Carol Feuerman - The Golden Mean

Carol Feuerman – The Golden Mean

This bronze sculpture of a male dancer creates a silhouette at varied times of the day, a majestic tribute to the beauty of the athlete and a bow to the Greek classical works of the past. Perfectly balanced and stalwart, it stands on Peekskill Riverfront Green as a beacon to human ambition and artistic accomplishment. Visible to travelers on Metro North, the sculpture has quickly become an icon of the waterfront. Though installed as part of Peekskill Project V, an art festival whose installations are often temporary, the work was made affordable for purchase by the city through the efforts of HVMOCA and the generosity of the artist.

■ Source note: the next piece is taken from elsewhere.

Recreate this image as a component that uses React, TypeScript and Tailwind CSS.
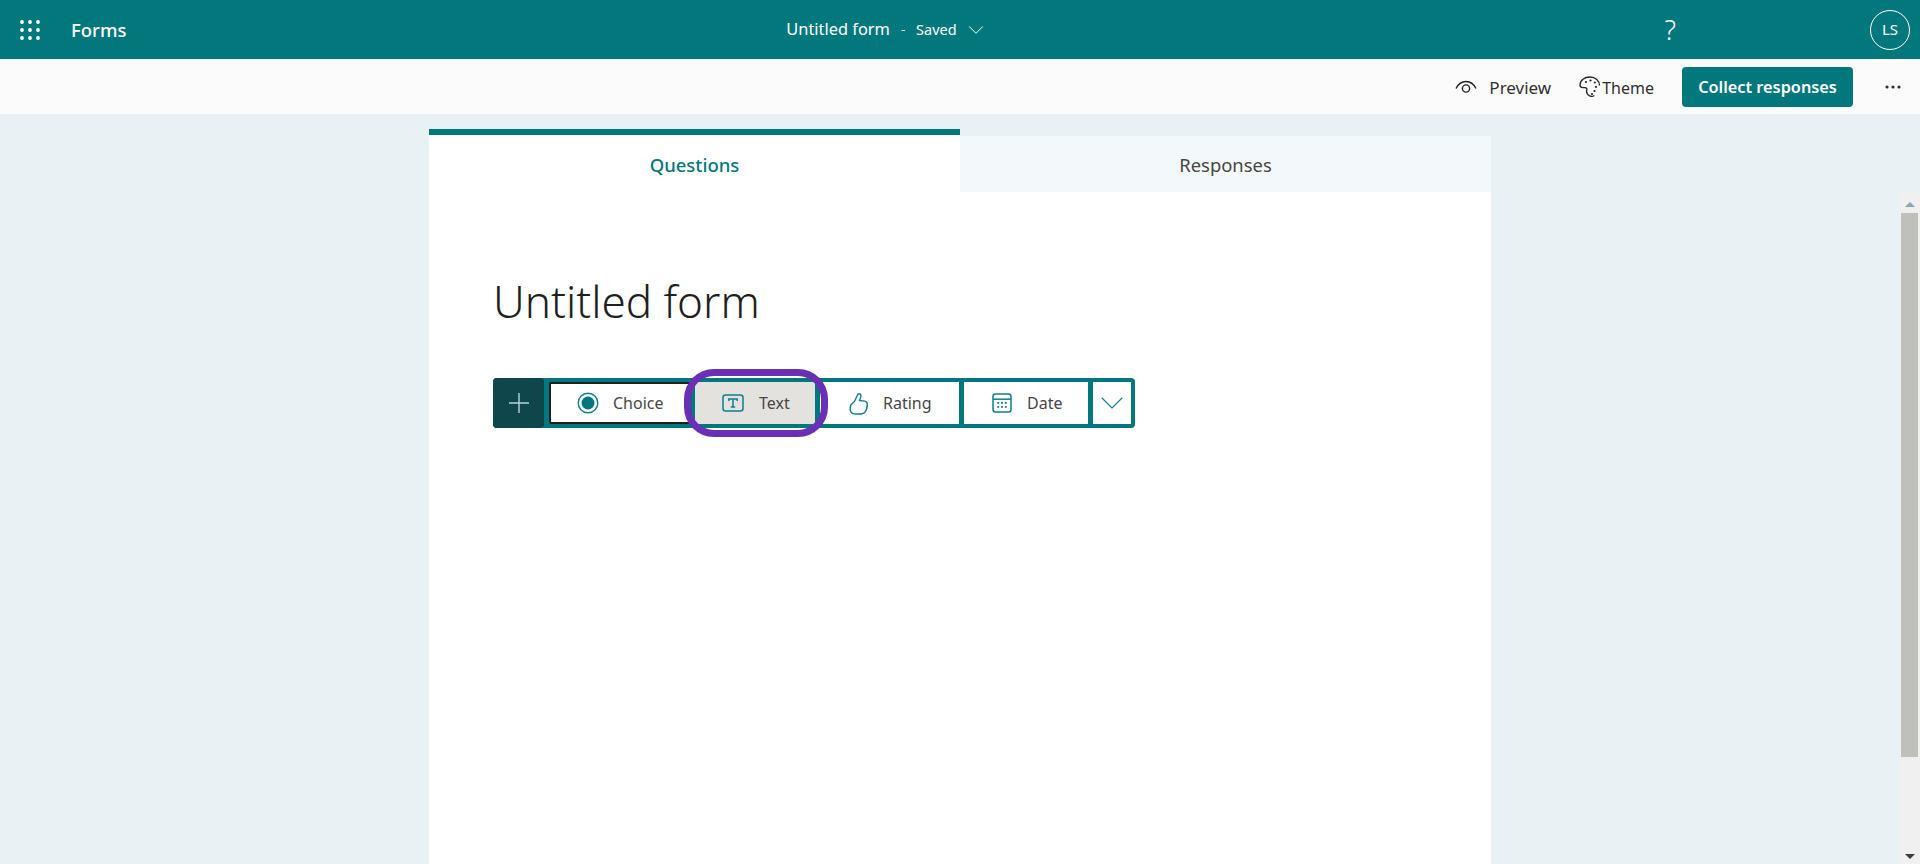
import { ChevronDown } from 'lucide-react';

const font = { fontFamily: '"Noto Sans", "Open Sans", sans-serif' };

function Waffle() {
  return (
    <svg width="20" height="20" viewBox="0 0 20 20" fill="#fff">
      {[2, 10, 18].map((y) =>
        [2, 10, 18].map((x) => <circle key={`${x}-${y}`} cx={x} cy={y} r="1.9" />),
      )}
    </svg>
  );
}

function EyeIcon() {
  return (
    <svg width="22" height="14" viewBox="0 0 22 14" fill="none" stroke="#242424" strokeWidth="1.4">
      <path d="M1 8.5C3.5 3.5 7 1.5 11 1.5s7.5 2 10 7" />
      <circle cx="11" cy="8.5" r="3.6" />
    </svg>
  );
}

function PaletteIcon() {
  return (
    <svg width="22" height="22" viewBox="0 0 22 22" fill="none" stroke="#242424" strokeWidth="1.3">
      <path d="M20.5 9.5C20.5 5 16.5 1 11 1 5.5 1 1 4.5 1 9c0 1.8 1.3 2.6 3 2.6h1.8c1.7 0 2.4 1 2 2.3-.5 1.9.1 4.6 2.9 6 2 .9 3.6.6 4.6-.5" />
      <circle cx="7" cy="6" r="1.1" fill="#242424" stroke="none" />
      <circle cx="11.5" cy="4.5" r="1.1" fill="#242424" stroke="none" />
      <circle cx="15.8" cy="6.5" r="1.1" fill="#242424" stroke="none" />
      <circle cx="17" cy="11" r="1.1" fill="#242424" stroke="none" />
      <circle cx="15.5" cy="15" r="1.1" fill="#242424" stroke="none" />
      <circle cx="13" cy="18" r="1.1" fill="#242424" stroke="none" />
    </svg>
  );
}

function MoreIcon() {
  return (
    <svg width="16" height="4" viewBox="0 0 16 4" fill="#323130">
      <circle cx="2" cy="2" r="1.6" />
      <circle cx="8" cy="2" r="1.6" />
      <circle cx="14" cy="2" r="1.6" />
    </svg>
  );
}

function RadioIcon() {
  return (
    <svg width="22" height="22" viewBox="0 0 22 22" fill="none">
      <circle cx="11" cy="11" r="9.8" stroke="#0f7f8c" strokeWidth="1.4" />
      <circle cx="11" cy="11" r="6.5" fill="#03787c" />
    </svg>
  );
}

function TextIcon() {
  return (
    <svg width="22" height="18" viewBox="0 0 22 18" fill="none" stroke="#0f7f8c" strokeWidth="1.5">
      <rect x="1" y="1" width="20" height="16" rx="2.5" />
      <path d="M6.8 7V5h8.4v2M11 5v8M8.8 13h4.4" />
    </svg>
  );
}

function ThumbIcon() {
  return (
    <svg width="20" height="23" viewBox="0 0 20 23" fill="none" stroke="#0f7f8c" strokeWidth="1.4" strokeLinejoin="round">
      <path d="M2 12.5 5.5 9.5 8.5 3c.4-1.6 3-1.7 3.4.3.3 1.6-.8 4-1.4 5.2l5.2.6c2 .3 2.6 1.5 2.6 3 0 2.8-1 6.6-2.6 8.4-1 1-2.4 1.5-4.2 1.5H7c-2.5 0-4.6-.9-5.4-2.8-.6-1.6-.4-4.2.4-6.7Z" />
    </svg>
  );
}

function CalendarIcon() {
  return (
    <svg width="20" height="20" viewBox="0 0 20 20" fill="none">
      <rect x="1" y="1" width="18" height="18" rx="2.5" stroke="#0f7f8c" strokeWidth="1.5" />
      <path d="M1 6.2h18" stroke="#0f7f8c" strokeWidth="1.5" />
      {[6.2, 10, 13.8].map((x) => (
        <rect key={x} x={x - 0.9} y="9" width="1.8" height="1.8" fill="#0f7f8c" />
      ))}
      {[6.2, 10, 13.8].map((x) => (
        <rect key={x} x={x - 0.9} y="13" width="1.8" height="1.8" fill="#0f7f8c" />
      ))}
    </svg>
  );
}

export default function App() {
  return (
    <div className="flex h-[864px] flex-col overflow-hidden bg-[#e9f1f4]" style={font}>
      <header className="flex h-[59px] shrink-0 items-center bg-[#03787c] text-white">
        <div className="flex w-[60px] justify-center">
          <Waffle />
        </div>
        <span className="ml-[11px] text-[18.5px] font-medium">Forms</span>
        <div className="flex flex-1 items-center justify-center pr-[16px]">
          <span className="text-[16.4px]">Untitled form</span>
          <span className="ml-[11px] text-[13px]">-</span>
          <span className="ml-[11px] text-[14.5px]">Saved</span>
          <ChevronDown size={26} strokeWidth={0.9} className="ml-[6px]" />
        </div>
        <span className="mr-[194px] text-[27px] leading-none font-light">?</span>
        <div className="mr-[10px] flex h-10 w-10 items-center justify-center rounded-full border border-white text-[15px]">
          LS
        </div>
      </header>

      <div className="flex h-[55px] shrink-0 items-center justify-end bg-[#fbfbfb] text-[#323130]">
        <EyeIcon />
        <span className="ml-[12px] pt-[2px] text-[17px]">Preview</span>
        <div className="ml-[28px]">
          <PaletteIcon />
        </div>
        <span className="ml-[1px] pt-[2px] text-[16px]">Theme</span>
        <button className="ml-[28px] h-10 w-[171px] rounded bg-[#03787c] pt-[2px] text-[16.3px] font-semibold text-white">
          Collect responses
        </button>
        <div className="mr-[19px] ml-[32px]">
          <MoreIcon />
        </div>
      </div>

      <main className="relative flex-1 pt-[15px]">
        <div className="mx-auto flex h-full w-[1062px] flex-col bg-white">
          <div className="flex h-[63px] shrink-0">
            <div className="flex w-1/2 items-center justify-center border-t-[6px] border-[#03787c] pt-[2px] text-[18.5px] font-medium text-[#03787c]">
              Questions
            </div>
            <div className="flex w-1/2 flex-col">
              <div className="h-[7px] bg-[#e9f1f4]" />
              <div className="flex flex-1 items-center justify-center bg-[#f3f8fa] pt-[2px] text-[18.4px] text-[#484644]">
                Responses
              </div>
            </div>
          </div>

          <div className="px-[64px] pt-[86px]">
            <h1 className="text-[44px] leading-[46px] font-light text-[#1f1f1f]">Untitled form</h1>

            <div className="mt-[54px] flex h-[50px] w-[642px] rounded bg-[#03787c] text-[16px] text-[#484644]">
              <div className="flex w-[51px] shrink-0 items-center justify-center rounded bg-[#0f464c]">
                <svg width="20" height="20" viewBox="0 0 20 20" stroke="#b7d4dc" strokeWidth="1.4">
                  <path d="M10 0v20M0 10h20" />
                </svg>
              </div>
              <div className="relative flex flex-1 gap-[5px] py-[4px] pr-[4px] pl-[5px]">
                <div className="flex w-[141px] shrink-0 items-center gap-[14px] rounded-[2px] border-[2px] border-[#1f1f1f] bg-white pl-[26px]">
                  <RadioIcon />
                  <span>Choice</span>
                </div>
                <div className="flex w-[120px] shrink-0 items-center gap-[15px] rounded-[2px] bg-[#e3e2df] pl-[27px]">
                  <TextIcon />
                  <span>Text</span>
                </div>
                <div className="flex w-[139px] shrink-0 items-center gap-[14px] bg-white pl-[29px]">
                  <ThumbIcon />
                  <span>Rating</span>
                </div>
                <div className="flex w-[124px] shrink-0 items-center gap-[15px] bg-white pl-[28px]">
                  <CalendarIcon />
                  <span>Date</span>
                </div>
                <div className="flex w-[38px] shrink-0 items-center justify-center overflow-hidden bg-white">
                  <ChevronDown size={40} strokeWidth={0.65} className="shrink-0 text-[#0f7f8c]" />
                </div>
                {/* annotation ring drawn over the Text button */}
                <div className="absolute top-[-9px] left-[140px] h-[68px] w-[144px] rounded-[30px] border-[7px] border-[#6a2fb5]" />
              </div>
            </div>
          </div>
        </div>

        {/* window scrollbar */}
        <div className="absolute top-[78px] right-0 bottom-0 flex w-[21px] flex-col items-center bg-[#f0f0f0]">
          <div className="flex h-[21px] w-full items-center justify-center pt-[3px]">
            <div className="h-0 w-0 border-x-[5px] border-b-[5px] border-x-transparent border-b-[#8ea3ad]" />
          </div>
          <div className="h-[544px] w-[17px] bg-[#bfbfbc]" />
          <div className="flex-1" />
          <div className="flex h-[20px] w-full items-center justify-center pt-[4px]">
            <div className="h-0 w-0 border-x-[5px] border-t-[5px] border-x-transparent border-t-[#3c3c3c]" />
          </div>
        </div>
      </main>
    </div>
  );
}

Basha Ruth Nelson - Beyond

Basha Ruth Nelson – Beyond

Beyond is both an artwork and a frame-for-art. It captures the beautiful scenery of the Hudson River and offers a way to look through it out into the world.  Says the artist: “My work…is the creation of unity between form and the volume in which my pieces live. My sculptures…engage the viewer through surface and scale.”

Mark Andreas – Peekskill Dragonfly

Mark Andreas built Peekskill Dragonfly to react to the natural forces in the environment that surrounds it. Every several weeks between spring and fall, the artist fills a basin in the sculpture with water. When the water is added, the sculpture becomes a dynamic cantilever as the sculpture’s wings rise. The sculpture is attuned to the environment and is impacted even by the slightest breeze, reminiscent of sailing ships that operate on the Hudson. Over a period of time, the water is pumped out through the force of “capillary action.” As the water is released by this force of nature, the wings start to fold down. After the wings are completely folded, the cycle will repeat once the basin is refilled with water. During the winter months, the water is drained and the sculpture stays dormant to protect itself from the freezing temperatures.

Emil Alzamora - Tides

Emil Alzamora – Tides

Tides is a composition of three bronze figures resembling a family – a mother, father and child – who will forever gaze off toward the mighty Hudson River. According to Alzamora: “Tides represents the spirit of eternal relaxation and enjoyment of two things that are dear to us – family and loved ones, and communion with the world we live in. Their softened details bring to mind subtle aquatic forms that one might find in the Hudson River on a calm day.”

Job Koelewijn – Billboard

Here, the beauty of the Hudson Valley is framed as one would frame a landscape painting. This highlights what gave birth to the Hudson River School – an appreciation for the awe-inspiring Hudson River and its mountain ranges. The work was conceived as a billboard, framing the Bear Mountain to the north and Peekskill Palisade to the south. Water, pumped from the Hudson River into the base of the sculpture, rises and rains down from the upper bar of the structure, creating a veil of water.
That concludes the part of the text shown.